Return the flattened index associated with the given LatticeIndices in the CellOrdered scheme.

julia> indexer = LatticeIndexer(; Natoms = 2, Ncells = 5)
LatticeIndexer(2, 5)

julia> index(indexer, LatticeIndices(; atom = 1, cell = 1), CellOrdered())
1

julia> index(indexer, LatticeIndices(; atom = 2, cell = 4), CellOrdered())
9

index(::LatticeIndexer, ::LatticeIndices [, ::AbstractIndexingScheme = DefaultIndexing()])

Default implementation of the indexing scheme for LatticeStructures.

julia> indexer = LatticeIndexer(; Natoms = 2, Ncells = 5)
LatticeIndexer(2, 5)

julia> index(indexer, LatticeIndices(; atom = 1, cell = 2)) == index(indexer, LatticeIndices(; atom = 1, cell = 2), DefaultIndexing())
true

metric(::AbstractCrystalGeometer, ::CrystalBasis)
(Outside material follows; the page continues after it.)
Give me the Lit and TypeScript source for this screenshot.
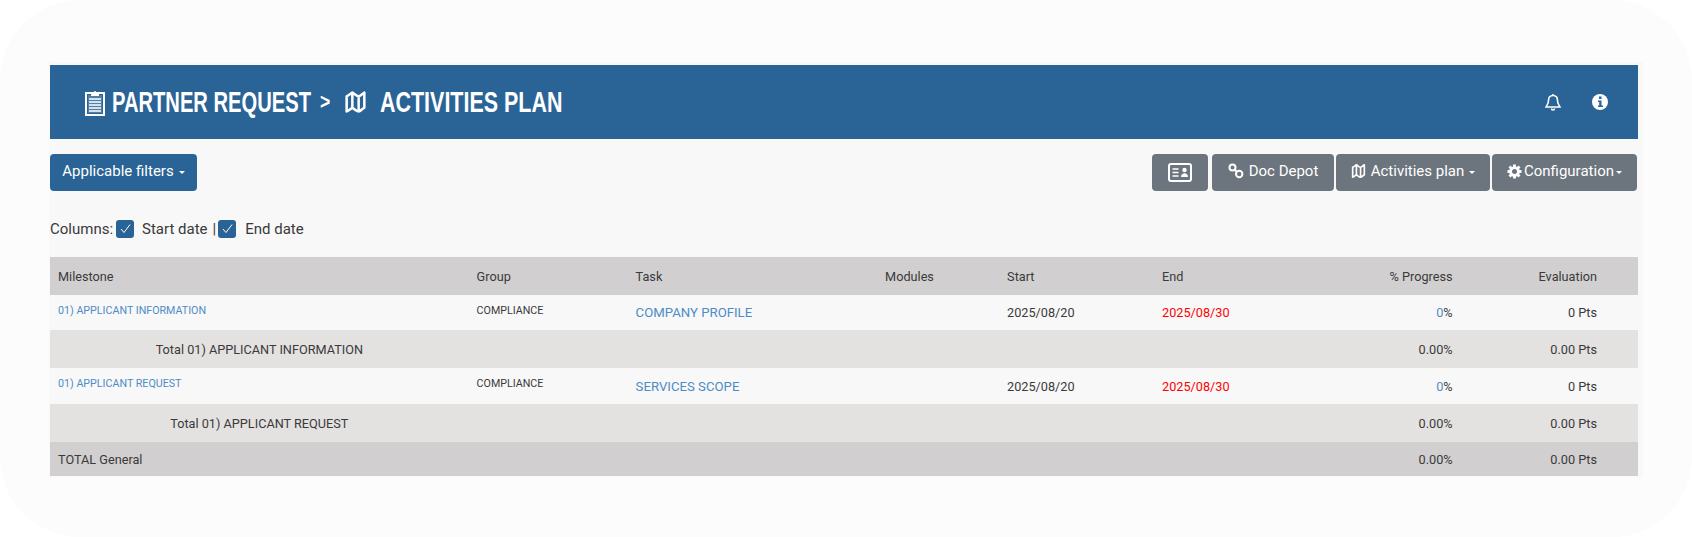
import { html, LitElement, css, svg } from 'lit';
import { customElement } from 'lit/decorators.js';

const mapIcon = svg`<path d="M2 5C4 4 5 3 6.500 2 8 3 10 5 11.500 5 13 5 14 3 16 2V14C14 15 13 17 11.500 17 10 17 8 15 6.500 14 5 15 4 16 2 17Z M6.500 2V14 M11.500 5V17" fill="none" stroke="currentColor" stroke-width="2" stroke-linejoin="round"/>`;

const cogTeeth = [0, 45, 90, 135, 180, 225, 270, 315];

@customElement('app-root')
export class AppRoot extends LitElement {
  static styles = css`
    :host {
      display: block;
      width: 1692px;
      height: 537px;
      background: #fff;
      font-family: 'Roboto', 'Liberation Sans', sans-serif;
      color: #3a3a3a;
    }

    .shell {
      height: 537px;
      box-sizing: border-box;
      background: #fcfcfc;
      border-radius: 80px;
      padding: 62px 49px 0 49px;
    }

    .panel {
      height: 415px;
      box-sizing: border-box;
      background: #f8f8f8;
      padding: 3px 5px 0 1px;
    }

    .header {
      height: 74px;
      background: #2a6496;
      color: #fff;
      display: flex;
      align-items: center;
      padding: 0 29px 0 35px;
    }

    .title {
      display: flex;
      align-items: center;
      font-family: 'Liberation Sans', sans-serif;
      font-weight: 700;
      font-size: 29px;
      flex: 1;
      white-space: nowrap;
    }

    .cond {
      display: inline-block;
      transform: scaleX(0.695);
      transform-origin: left center;
    }

    .cond-partner { width: 198px; margin-left: 7px; }
    .sep { width: 10px; margin-left: 10px; transform: scaleX(0.8); font-size: 22px; }
    .map { margin-left: 14px; }
    .cond-plan { width: 181px; margin-left: 13px; transform: scaleX(0.74); }

    .header-icons { display: flex; gap: 29px; }

    .toolbar {
      display: flex;
      justify-content: space-between;
      padding-top: 15px;
    }

    .btn {
      height: 37px;
      box-sizing: border-box;
      display: flex;
      align-items: center;
      justify-content: center;
      gap: 5px;
      padding-bottom: 3px;
      border-radius: 4px;
      color: #fff;
      font-size: 15px;
      white-space: nowrap;
    }

    .btn-primary { background: #2a6496; width: 147px; }
    .btn-grey { background: #6c757d; }
    .actions { display: flex; gap: 2px; margin-right: 1px; }
    .icon-btn { width: 56px; padding-bottom: 0; margin-right: 2px; }
    .doc-btn { width: 122px; }
    .plan-btn { width: 154px; }
    .config-btn { width: 145px; gap: 2px; }

    .caret {
      width: 0;
      height: 0;
      border-left: 3px solid transparent;
      border-right: 3px solid transparent;
      border-top: 3px solid #fff;
      margin-top: 3px;
    }

    .columns {
      display: flex;
      align-items: center;
      height: 19px;
      margin-top: 28px;
      margin-bottom: 19px;
      font-size: 15px;
      white-space: nowrap;
    }

    .check {
      width: 18px;
      height: 18px;
      background: #2a6496;
      border-radius: 3px;
      display: flex;
      align-items: center;
      justify-content: center;
      margin: 0 8px 0 3px;
    }

    .bar { margin-left: 5px; }
    .check-second { margin-left: 2px; margin-right: 9px; }

    table {
      width: 1588px;
      table-layout: fixed;
      border-collapse: collapse;
      font-size: 12.700px;
    }

    td, th {
      box-sizing: border-box;
      padding: 0 8px;
      font-weight: 400;
      text-align: left;
      white-space: nowrap;
    }

    .num { text-align: right; }
    .evaluation { padding-right: 41px; }
    .head th { height: 38px; background: #d1cfd0; }
    .row td { height: 35px; background: #f8f8f8; }
    .row.tall td { height: 36px; }
    .total td { height: 38px; background: #e4e1e1; }
    .grand td { height: 34px; background: #d1cfd0; }
    .center { text-align: center; }
    .link { color: #4d8cc7; }
    .row td.task { font-size: 13.200px; }
    .row td.small { font-size: 10.700px; padding-bottom: 5px; }
    .late { color: #f00; }
  `;

  private renderDataRow(milestone: string, task: string, cls = 'row') {
    return html`<tr class=${cls}>
      <td class="small link">${milestone}</td>
      <td class="small">COMPLIANCE</td>
      <td class="task link">${task}</td>
      <td></td>
      <td>2025/08/20</td>
      <td class="late">2025/08/30</td>
      <td class="num"><span class="link">0</span>%</td>
      <td class="num evaluation">0 Pts</td>
    </tr>`;
  }

  private renderTotal(label: string, cls: string, labelCls: string) {
    return html`<tr class=${cls}>
      <td class=${labelCls}>${label}</td>
      <td></td><td></td><td></td><td></td><td></td>
      <td class="num">0.00%</td>
      <td class="num evaluation">0.00 Pts</td>
    </tr>`;
  }

  private renderCheck(extra = '') {
    return html`<span class="check ${extra}"><svg width="13" height="13" viewBox="0 0 13 13"><path d="M2 7l3 3.500 6-8" fill="none" stroke="#fff" stroke-width="1"/></svg></span>`;
  }

  protected render() {
    return html`
      <div class="shell">
        <div class="panel">
          <div class="header">
            <div class="title">
              <svg width="20" height="27" viewBox="0 0 20 27"><path d="M1 4h18v22H1z" fill="none" stroke="#fff" stroke-width="2"/><path d="M3 6h14v18H3z" fill="#fff" opacity=".18"/><path d="M6 3h3a1 1 0 0 1 2 0h3v4H6z" fill="#fff"/><path d="M4 10h12M4 13h12M4 16h12M4 19h12M4 22h12" stroke="#fff" stroke-width="1.400"/></svg>
              <span class="cond cond-partner">PARTNER REQUEST</span>
              <span class="cond sep">&gt;</span>
              <svg class="map" width="23" height="24" viewBox="0 0 18 19">${mapIcon}</svg>
              <span class="cond cond-plan">ACTIVITIES PLAN</span>
            </div>
            <div class="header-icons">
              <svg width="18" height="18" viewBox="0 0 18 18"><path d="M9 2.500c-3 0-4.500 2-4.500 5 0 4-2 5-2.500 6.500h14c-.5-1.500-2.500-2.500-2.500-6.500 0-3-1.500-5-4.500-5Z M9 1v1.500 M7.500 15.500a1.500 1.500 0 0 0 3 0" fill="none" stroke="#fff" stroke-width="1.600"/></svg>
              <svg width="18" height="18" viewBox="0 0 18 18"><circle cx="9" cy="9" r="8" fill="#fff"/><path d="M8 3.500h2.500v2.500H8z M7 7.500h3.500v5H12V14H7v-1.500h1.200V9H7z" fill="#2a6496"/></svg>
            </div>
          </div>
          <div class="toolbar">
            <div class="btn btn-primary">Applicable filters <span class="caret"></span></div>
            <div class="actions">
              <div class="btn btn-grey icon-btn"><svg width="24" height="19" viewBox="0 0 24 19"><rect x="1" y="1" width="22" height="17" rx="2" fill="none" stroke="#fff" stroke-width="2"/><path d="M4.500 6h6M4.500 9.500h6M4.500 13h6" stroke="#fff" stroke-width="1.600"/><circle cx="16.500" cy="7" r="2.200" fill="#fff"/><path d="M13 14c0-5 7-5 7 0z" fill="#fff"/></svg></div>
              <div class="btn btn-grey doc-btn"><svg width="16" height="16" viewBox="0 0 16 16"><circle cx="4.500" cy="4.500" r="3" fill="none" stroke="#fff" stroke-width="2"/><circle cx="11.200" cy="11" r="3.200" fill="none" stroke="#fff" stroke-width="2"/><path d="M6.500 6.500l2.500 2.500" stroke="#fff" stroke-width="2"/></svg> Doc Depot</div>
              <div class="btn btn-grey plan-btn"><svg width="15" height="16" viewBox="0 0 18 19">${mapIcon}</svg> Activities plan <span class="caret"></span></div>
              <div class="btn btn-grey config-btn"><svg width="15" height="15" viewBox="0 0 16 16"><g fill="#fff">${cogTeeth.map((a) => svg`<rect x="6.500" y="0.500" width="3" height="4" transform="rotate(${a} 8 8)"/>`)}</g><circle cx="8" cy="8" r="4.200" fill="none" stroke="#fff" stroke-width="3"/></svg> Configuration<span class="caret"></span></div>
            </div>
          </div>
          <div class="columns">
            <span>Columns:</span>${this.renderCheck()}<span>Start date</span><span class="bar">|</span>${this.renderCheck('check-second')}<span>End date</span>
          </div>
          <table>
            <colgroup>
              <col style="width:418.600px" /><col style="width:159px" /><col style="width:249.500px" /><col style="width:122px" />
              <col style="width:155px" /><col style="width:155px" /><col style="width:151.500px" /><col style="width:177.400px" />
            </colgroup>
            <tr class="head"><th>Milestone</th><th>Group</th><th>Task</th><th>Modules</th><th>Start</th><th>End</th><th class="num">% Progress</th><th class="num evaluation">Evaluation</th></tr>
            ${this.renderDataRow('01) APPLICANT INFORMATION', 'COMPANY PROFILE')}
            ${this.renderTotal('Total 01) APPLICANT INFORMATION', 'total', 'center')}
            ${this.renderDataRow('01) APPLICANT REQUEST', 'SERVICES SCOPE', 'row tall')}
            ${this.renderTotal('Total 01) APPLICANT REQUEST', 'total', 'center')}
            ${this.renderTotal('TOTAL General', 'grand', '')}
          </table>
        </div>
      </div>
    `;
  }
}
In the CrystalBasis, the metric is the identity, LinearAlgebra.I.

metric(::AbstractCrystalGeometer, ::ReducedBasis)

In the ReducedBasis, the metric is used to compute physical crystal angles between vectors measured in the ReducedBasis. For example, if $\boldsymbol{P}$ and $\boldsymbol{Q}$ denote points within the crystal in the ReducedBasis, which are the points $\vec{P}$ and $\vec{Q}$ in the CrystalBasis, then the scalar product between them is

\[\vec{P} \cdot \vec{Q} = g_{ij}P_i Q_j,\]

where $g_{ij}$ is the metric tensor. Quantitatively, it follows as $g_{ij} = C_{ki}C_{kj}$ where $C_{ij} = a_{j,i}$ is the matrix of basis vectors $\{\vec{a}_i}\}$. Thus, the components of the metric tensor are

\[g_{ij} = a_{i,k}a_{j,k} = \vec{a}_i \cdot \vec{a}_j.\]

LinearAlgebra.dot(Pvec, Qvec, ::AbstractCrystalGeometer, ::AbstractVectorBasis)

Compute the scalar dot product between two vectors Pvec and Qvec, both measured in a particular AbstractVectorBasis. Use the AbstractCrystalGeometer to determine the metric tensor, $g_{ij}$, such that

\[\vec{P} \cdot \vec{Q} = g_{ij}P_i Q_j.\]

LinearAlgebra.norm(Pvec, ::AbstractCrystalGeometer, ::AbstractVectorBasis)

Compute the vector norm of Pvec, measured in the given AbstractVectorBasis, using the metric tensor. This [norm] is simply the square-root of the dot product of Pvec with itself.